The Planks have raised their children as much in Telluride as in Houston. “We came here 15 years ago when some friends invited us up for a summer visit; they said, ‘You’ve got to see this place,’” said Susan. “So we came up here, fell in love with it, and that was it.”
At first they leased, and then they found the home that would hold their dreams – a beautiful log home right on the mountain with a 270-degree vista. Their eldest, Kendall, now a senior at Episcopal High School in Bellaire, was only three when they began coming here. Jared, now 13, was born a couple of years later.
They began celebrating every Christmas here, and in summer it was the logical place to beat the Houston heat with fly-fishing, whitewater rafting, hiking and golf – and some serious motorcycling for Mike and the kids. Every summer Wednesday there’s a free concert in the town square.
The ski school is another draw. Kendall learned to ski at 4, their second year in Telluride, and Jared learned at just 2½.
For Julie and David Brown, it took longer to find Telluride, but once they did, it was no time at all before they found their second home. They have taken their family skiing all over – the names roll off Julie’s tongue like a Top 10 listing from Ski Magazine: Lake Louise, Park City, Aspen, Snowmass, Vail, Beaver Creek, Steamboat, Whistler. Two of their three daughters have skied in France.
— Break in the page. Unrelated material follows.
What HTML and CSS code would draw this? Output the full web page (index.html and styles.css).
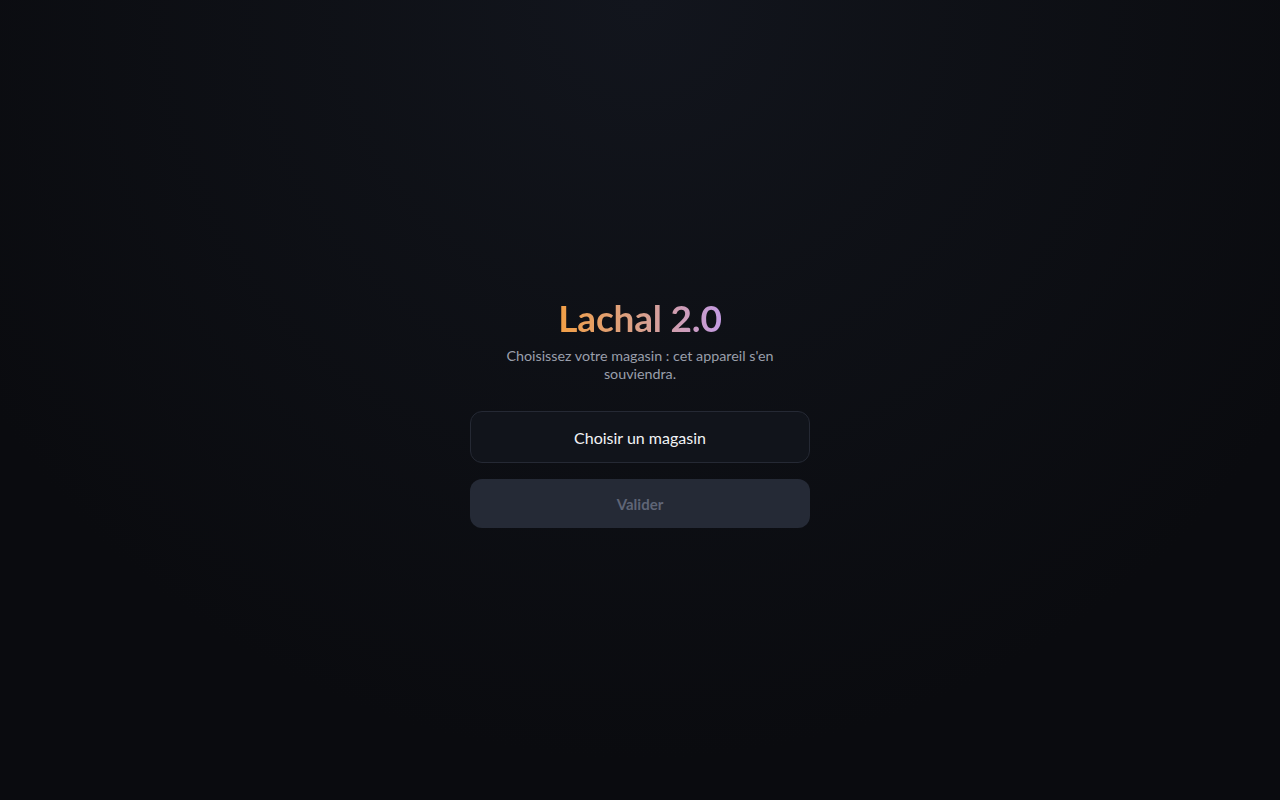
FILE: index.html
```html
<!DOCTYPE html>
<html lang="fr">
<head>
<meta charset="utf-8">
<title>Lachal 2.0</title>
<link rel="stylesheet" href="styles.css">
</head>
<body>
<main class="page">
  <section class="panel">
    <h1 class="title">Lachal 2.0</h1>
    <p class="subtitle">Choisissez votre magasin : cet appareil s'en souviendra.</p>
    <button class="select" type="button">Choisir un magasin</button>
    <button class="submit" type="button" disabled>Valider</button>
  </section>
</main>
</body>
</html>
```
FILE: styles.css
```css
* { box-sizing: border-box; }
html, body { margin: 0; height: 100%; }
body {
  font-family: "Lato", "Inter", "Noto Sans", sans-serif;
  background-color: #0a0b0f;
  background-image:
    radial-gradient(ellipse 60% 95% at 50% 0%, #12151d 0%, rgba(17,20,27,0.7) 35%, rgba(10,11,15,0) 100%);
  color: #e6e8ee;
}
.page {
  height: 800px;
  display: flex;
  align-items: flex-start;
  justify-content: center;
  padding-top: 296px;
}
.panel {
  width: 340px;
  display: flex;
  flex-direction: column;
  align-items: center;
}
.title {
  margin: 0;
  font-size: 37px;
  font-weight: 700;
  line-height: 44px;
  letter-spacing: -0.2px;
  background: linear-gradient(90deg, #f29f45 0%, #d9a08a 50%, #c39ae2 100%);
  -webkit-background-clip: text;
  background-clip: text;
  color: transparent;
}
.subtitle {
  margin: 7px 0 0;
  width: 290px;
  font-size: 14.3px;
  line-height: 18px;
  color: #9a9fab;
  text-align: center;
}
.select {
  margin-top: 28px;
  width: 340px;
  height: 52px;
  border-radius: 12px;
  border: 1px solid #252934;
  background: #11141b;
  color: #f2f3f6;
  font-family: inherit;
  font-size: 16px;
}
.submit {
  margin-top: 16px;
  width: 340px;
  height: 49px;
  border-radius: 12px;
  border: none;
  background: #252a36;
  color: #5f6577;
  font-family: inherit;
  font-size: 15px;
  font-weight: 700;
}
```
“We always thought we’d get a place in the Canadian Rockies, but we absolutely fell in love with Telluride,” said Julie. All it took was a fly-fishing trip this spring to get them house hunting. That same trip they found the perfect log house right on a ski run, and they bought it on the spot.
Having a place where the whole family can feel engaged was key. They have three daughters: Ashley, 21; Madeline, 19; and Caroline, 18; and a son, Christopher, 25, and they can go out at night and ride the gondola home with no worries. The town has a tempting offering of fine restaurants and a lively nightlife, which the kids love. Julie often prefers to cook at home. On the way in from the airport in Montrose, they usually stop at City Market and the big box stores to stock up on groceries and supplies; she also frequents Telluride’s vibrant Village Market for fresh meat and produce.
That doesn’t mean she’s hibernating, of course. “There’s tons of stuff to do here – you can ice skate, you can snowboard, you can cross-country ski. Yesterday my parents were visiting from Texas and we took them snowshoeing with our border collies and there were all these ice fishermen out on Trout Lake.”
The kids were busy being kids again when not snowboarding – building a highly engineered snow fort in the front yard with an ice axe and hammers, based on directions they downloaded from the Internet.
The family usually takes a one- to two-week winter getaway, but for some of them, this year it will be more. Madeline is taking the Dartmouth winter quarter off working for the Telluride Adaptive Ski Program, a part of a national network of sports and education programs for people with disabilities. Caroline is spending the Kinkaid interim term of January volunteering at TASP, so the sisters and mom will be enjoying Telluride’s famous winter powder. One of the highlights will be a month without needing a car – thanks to the gondolas.
Halfway into their first winter in Telluride, they are sure they made the right decision.
“We wanted something that would be like a kid magnet,” Julie said with a laugh, “that people would want to come back here and get together.”
The constellation of Houstonians came as no surprise to Chuck Horning. “This is just the tip of the iceberg,” he said in a telephone interview. “There’s kind of a love relationship between Telluride and Houston, and I don’t fully understand it, but I love it. They create fabulous energy and they add a lot to this place. They aren’t just visitors; they’re fully engaged. They’re high-energy people. It’s really a wonderful relationship.”